Exercise: Wherever "html" appears in a line, list that line.

Data extract:
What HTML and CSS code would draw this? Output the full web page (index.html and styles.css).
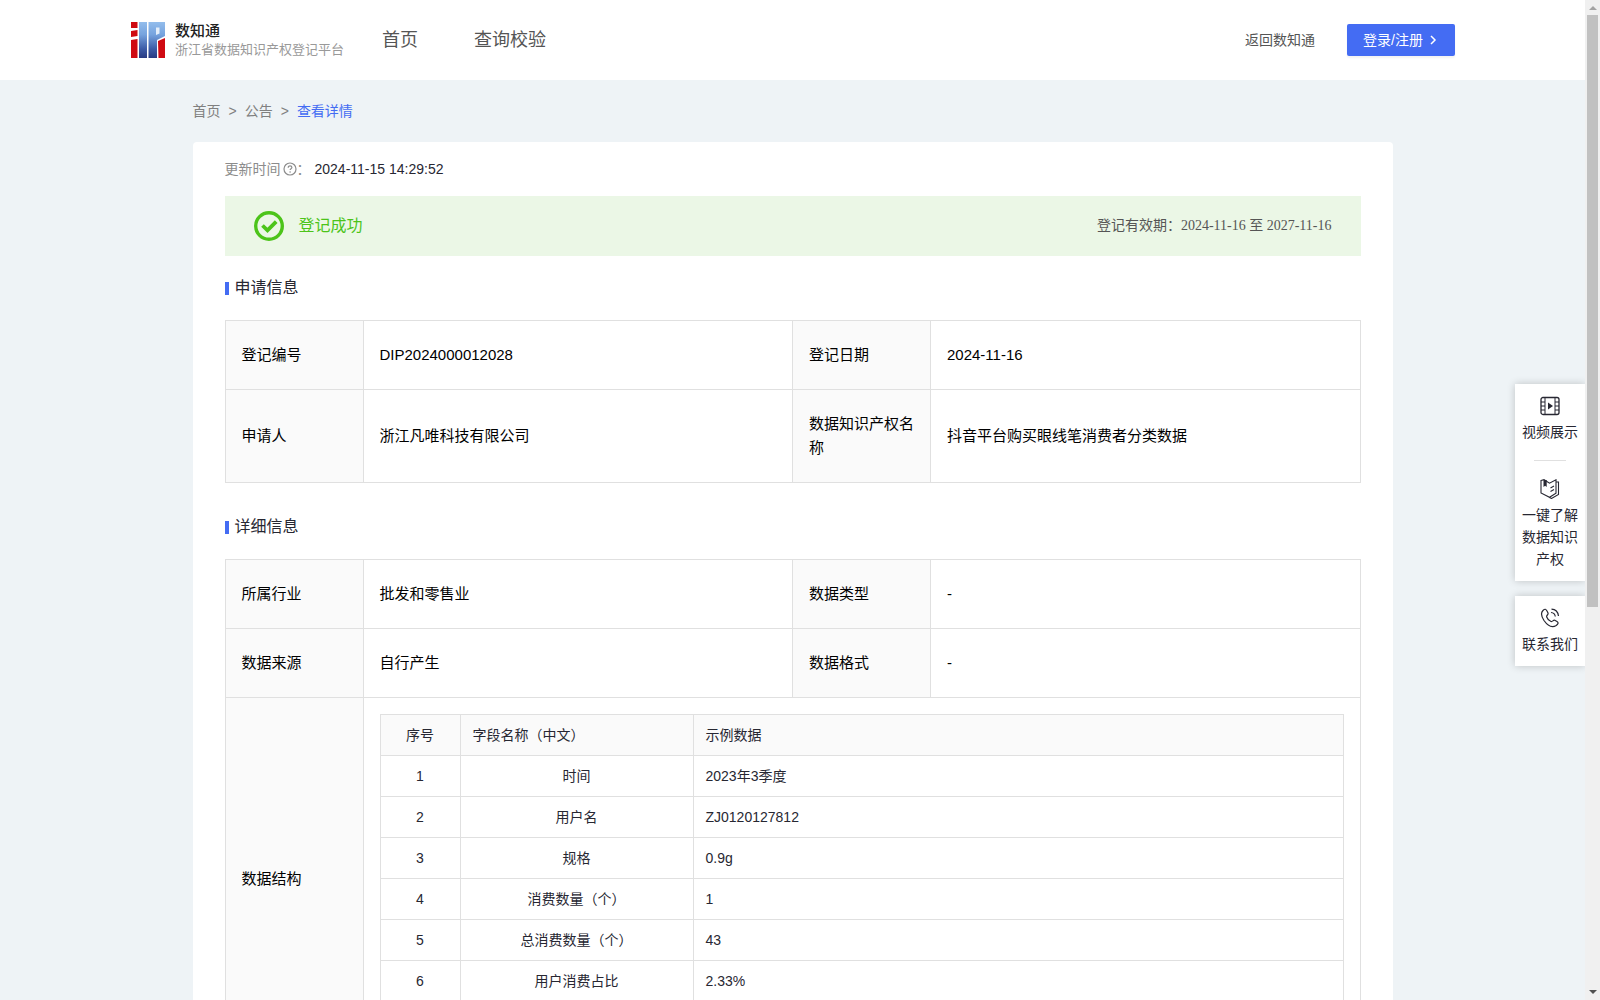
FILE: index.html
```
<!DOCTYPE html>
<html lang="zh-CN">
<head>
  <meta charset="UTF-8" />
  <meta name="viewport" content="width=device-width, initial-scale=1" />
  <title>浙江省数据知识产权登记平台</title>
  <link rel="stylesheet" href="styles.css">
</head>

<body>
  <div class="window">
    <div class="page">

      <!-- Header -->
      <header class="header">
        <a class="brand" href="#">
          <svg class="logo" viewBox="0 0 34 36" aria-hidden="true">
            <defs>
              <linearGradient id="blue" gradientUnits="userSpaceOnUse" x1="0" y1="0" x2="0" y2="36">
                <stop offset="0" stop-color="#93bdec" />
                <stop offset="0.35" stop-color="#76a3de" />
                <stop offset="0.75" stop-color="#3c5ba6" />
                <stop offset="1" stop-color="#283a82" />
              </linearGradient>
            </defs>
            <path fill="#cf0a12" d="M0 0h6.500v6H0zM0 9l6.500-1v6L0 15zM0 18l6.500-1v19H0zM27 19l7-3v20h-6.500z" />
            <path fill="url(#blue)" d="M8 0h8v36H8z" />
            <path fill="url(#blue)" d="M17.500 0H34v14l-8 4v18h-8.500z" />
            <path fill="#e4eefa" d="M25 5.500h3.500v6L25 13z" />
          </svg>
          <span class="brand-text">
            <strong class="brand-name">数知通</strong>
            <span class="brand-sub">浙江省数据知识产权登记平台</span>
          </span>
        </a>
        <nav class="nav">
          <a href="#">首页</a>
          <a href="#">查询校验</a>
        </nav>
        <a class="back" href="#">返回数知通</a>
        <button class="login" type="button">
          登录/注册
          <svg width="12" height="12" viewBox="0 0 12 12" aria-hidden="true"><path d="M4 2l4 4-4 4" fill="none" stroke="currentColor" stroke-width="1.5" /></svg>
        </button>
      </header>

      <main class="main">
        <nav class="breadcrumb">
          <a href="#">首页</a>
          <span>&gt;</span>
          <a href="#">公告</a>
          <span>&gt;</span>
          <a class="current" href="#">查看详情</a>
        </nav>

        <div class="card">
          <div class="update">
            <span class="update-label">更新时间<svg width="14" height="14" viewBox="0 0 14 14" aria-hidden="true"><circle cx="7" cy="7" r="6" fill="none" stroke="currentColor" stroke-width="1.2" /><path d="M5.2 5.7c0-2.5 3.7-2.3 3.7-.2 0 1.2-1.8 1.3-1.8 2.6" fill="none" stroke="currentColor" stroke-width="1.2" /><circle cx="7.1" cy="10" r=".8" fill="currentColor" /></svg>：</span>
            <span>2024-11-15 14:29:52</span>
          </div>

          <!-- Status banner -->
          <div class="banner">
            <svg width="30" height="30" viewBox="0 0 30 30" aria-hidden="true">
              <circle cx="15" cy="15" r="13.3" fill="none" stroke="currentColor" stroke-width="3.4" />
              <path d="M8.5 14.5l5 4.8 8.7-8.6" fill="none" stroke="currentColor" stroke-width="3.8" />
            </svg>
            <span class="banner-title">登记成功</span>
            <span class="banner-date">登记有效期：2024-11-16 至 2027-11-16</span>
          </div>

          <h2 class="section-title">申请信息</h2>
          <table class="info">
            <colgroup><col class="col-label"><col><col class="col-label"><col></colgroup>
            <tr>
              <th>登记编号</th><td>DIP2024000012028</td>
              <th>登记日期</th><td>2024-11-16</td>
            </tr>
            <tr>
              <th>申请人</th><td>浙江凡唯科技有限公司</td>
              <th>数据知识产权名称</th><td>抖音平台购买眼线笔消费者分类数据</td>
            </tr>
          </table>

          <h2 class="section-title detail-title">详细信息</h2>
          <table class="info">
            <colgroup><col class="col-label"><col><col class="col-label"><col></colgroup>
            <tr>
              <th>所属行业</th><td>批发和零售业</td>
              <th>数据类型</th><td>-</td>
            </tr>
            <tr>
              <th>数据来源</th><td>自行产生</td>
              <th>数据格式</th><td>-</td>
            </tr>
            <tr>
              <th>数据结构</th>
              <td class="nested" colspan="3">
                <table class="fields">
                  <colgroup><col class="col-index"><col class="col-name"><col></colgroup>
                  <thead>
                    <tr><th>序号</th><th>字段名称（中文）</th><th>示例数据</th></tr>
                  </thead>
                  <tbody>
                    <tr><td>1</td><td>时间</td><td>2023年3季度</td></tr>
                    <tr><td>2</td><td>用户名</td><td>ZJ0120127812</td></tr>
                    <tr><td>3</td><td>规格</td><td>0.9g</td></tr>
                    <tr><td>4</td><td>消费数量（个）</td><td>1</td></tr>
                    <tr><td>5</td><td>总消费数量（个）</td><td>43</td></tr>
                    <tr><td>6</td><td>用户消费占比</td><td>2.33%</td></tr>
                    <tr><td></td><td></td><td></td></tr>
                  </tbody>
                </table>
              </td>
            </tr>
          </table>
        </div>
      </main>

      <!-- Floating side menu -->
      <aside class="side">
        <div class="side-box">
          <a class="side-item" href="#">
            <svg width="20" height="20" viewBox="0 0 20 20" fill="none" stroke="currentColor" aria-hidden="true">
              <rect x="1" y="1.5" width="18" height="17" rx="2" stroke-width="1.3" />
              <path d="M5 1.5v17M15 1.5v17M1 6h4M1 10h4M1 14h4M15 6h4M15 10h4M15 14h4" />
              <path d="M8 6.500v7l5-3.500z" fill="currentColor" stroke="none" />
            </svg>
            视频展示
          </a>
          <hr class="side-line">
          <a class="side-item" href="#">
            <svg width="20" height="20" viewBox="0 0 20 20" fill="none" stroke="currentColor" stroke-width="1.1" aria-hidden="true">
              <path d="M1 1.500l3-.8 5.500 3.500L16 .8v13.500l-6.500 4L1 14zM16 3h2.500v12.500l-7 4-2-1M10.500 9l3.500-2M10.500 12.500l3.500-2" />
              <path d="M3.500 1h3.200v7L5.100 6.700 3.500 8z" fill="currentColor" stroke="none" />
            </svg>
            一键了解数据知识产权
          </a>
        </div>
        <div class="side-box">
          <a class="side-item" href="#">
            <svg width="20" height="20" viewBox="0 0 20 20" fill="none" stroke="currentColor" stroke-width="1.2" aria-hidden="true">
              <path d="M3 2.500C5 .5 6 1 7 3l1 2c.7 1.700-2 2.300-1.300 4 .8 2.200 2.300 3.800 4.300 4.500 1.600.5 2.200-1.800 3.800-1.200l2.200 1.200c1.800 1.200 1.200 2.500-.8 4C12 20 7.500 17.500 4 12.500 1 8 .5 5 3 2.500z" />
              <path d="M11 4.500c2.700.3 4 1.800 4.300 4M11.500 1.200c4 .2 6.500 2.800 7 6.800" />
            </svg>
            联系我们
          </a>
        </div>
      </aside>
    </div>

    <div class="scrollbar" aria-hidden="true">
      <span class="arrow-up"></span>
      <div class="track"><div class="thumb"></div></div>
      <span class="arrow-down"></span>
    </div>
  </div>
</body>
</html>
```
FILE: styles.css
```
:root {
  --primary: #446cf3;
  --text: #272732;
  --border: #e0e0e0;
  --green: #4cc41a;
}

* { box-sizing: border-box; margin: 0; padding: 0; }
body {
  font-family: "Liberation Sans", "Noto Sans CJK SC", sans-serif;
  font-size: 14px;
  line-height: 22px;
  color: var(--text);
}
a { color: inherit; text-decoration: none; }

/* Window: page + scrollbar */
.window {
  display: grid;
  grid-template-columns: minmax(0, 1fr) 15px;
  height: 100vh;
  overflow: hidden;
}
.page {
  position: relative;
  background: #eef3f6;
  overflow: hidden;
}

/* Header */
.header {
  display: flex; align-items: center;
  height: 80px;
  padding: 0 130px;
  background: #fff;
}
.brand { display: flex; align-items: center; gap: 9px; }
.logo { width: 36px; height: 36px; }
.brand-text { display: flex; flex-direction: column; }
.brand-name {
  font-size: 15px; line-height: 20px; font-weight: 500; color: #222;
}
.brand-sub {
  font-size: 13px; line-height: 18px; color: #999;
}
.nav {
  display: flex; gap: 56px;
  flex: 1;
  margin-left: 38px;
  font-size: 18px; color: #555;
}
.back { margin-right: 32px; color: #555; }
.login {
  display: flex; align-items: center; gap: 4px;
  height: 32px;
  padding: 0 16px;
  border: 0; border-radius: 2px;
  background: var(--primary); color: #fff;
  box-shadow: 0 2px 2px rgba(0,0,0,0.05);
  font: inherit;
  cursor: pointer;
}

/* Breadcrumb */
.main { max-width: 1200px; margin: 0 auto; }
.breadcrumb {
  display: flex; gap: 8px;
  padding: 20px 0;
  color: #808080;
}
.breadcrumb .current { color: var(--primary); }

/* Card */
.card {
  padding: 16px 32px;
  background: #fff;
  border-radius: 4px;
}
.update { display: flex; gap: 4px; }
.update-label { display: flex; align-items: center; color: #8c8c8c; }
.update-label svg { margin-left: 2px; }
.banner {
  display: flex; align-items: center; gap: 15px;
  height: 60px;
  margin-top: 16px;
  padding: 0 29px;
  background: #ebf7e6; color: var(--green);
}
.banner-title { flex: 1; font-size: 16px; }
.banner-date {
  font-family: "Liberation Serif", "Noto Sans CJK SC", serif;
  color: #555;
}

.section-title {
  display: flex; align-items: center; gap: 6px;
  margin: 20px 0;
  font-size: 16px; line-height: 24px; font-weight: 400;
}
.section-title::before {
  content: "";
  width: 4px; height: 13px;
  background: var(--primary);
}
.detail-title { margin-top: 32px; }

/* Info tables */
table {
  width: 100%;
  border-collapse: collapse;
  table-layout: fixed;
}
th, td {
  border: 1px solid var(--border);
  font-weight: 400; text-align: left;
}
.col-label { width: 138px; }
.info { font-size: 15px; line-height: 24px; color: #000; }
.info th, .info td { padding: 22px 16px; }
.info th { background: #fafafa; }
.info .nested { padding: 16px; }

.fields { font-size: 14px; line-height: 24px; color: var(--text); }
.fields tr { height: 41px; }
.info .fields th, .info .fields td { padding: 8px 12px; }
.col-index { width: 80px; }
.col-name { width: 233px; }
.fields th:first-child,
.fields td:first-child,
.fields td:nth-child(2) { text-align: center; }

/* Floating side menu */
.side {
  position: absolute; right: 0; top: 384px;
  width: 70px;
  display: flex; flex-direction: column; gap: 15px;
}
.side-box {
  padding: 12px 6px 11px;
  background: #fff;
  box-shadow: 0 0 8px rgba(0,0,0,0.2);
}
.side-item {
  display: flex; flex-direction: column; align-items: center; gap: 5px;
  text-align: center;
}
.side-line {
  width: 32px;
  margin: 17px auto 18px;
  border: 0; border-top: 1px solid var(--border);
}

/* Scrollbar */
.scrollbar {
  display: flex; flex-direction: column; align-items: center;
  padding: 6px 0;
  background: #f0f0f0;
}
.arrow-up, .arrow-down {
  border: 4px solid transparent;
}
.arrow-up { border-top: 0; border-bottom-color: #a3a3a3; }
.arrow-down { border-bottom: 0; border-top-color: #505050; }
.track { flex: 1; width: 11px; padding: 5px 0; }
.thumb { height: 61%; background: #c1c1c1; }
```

Right answer:
What HTML and CSS code would draw this? Output the full web page (index.html and styles.css).
FILE: index.html
<!DOCTYPE html>
<html lang="zh-CN">
</html>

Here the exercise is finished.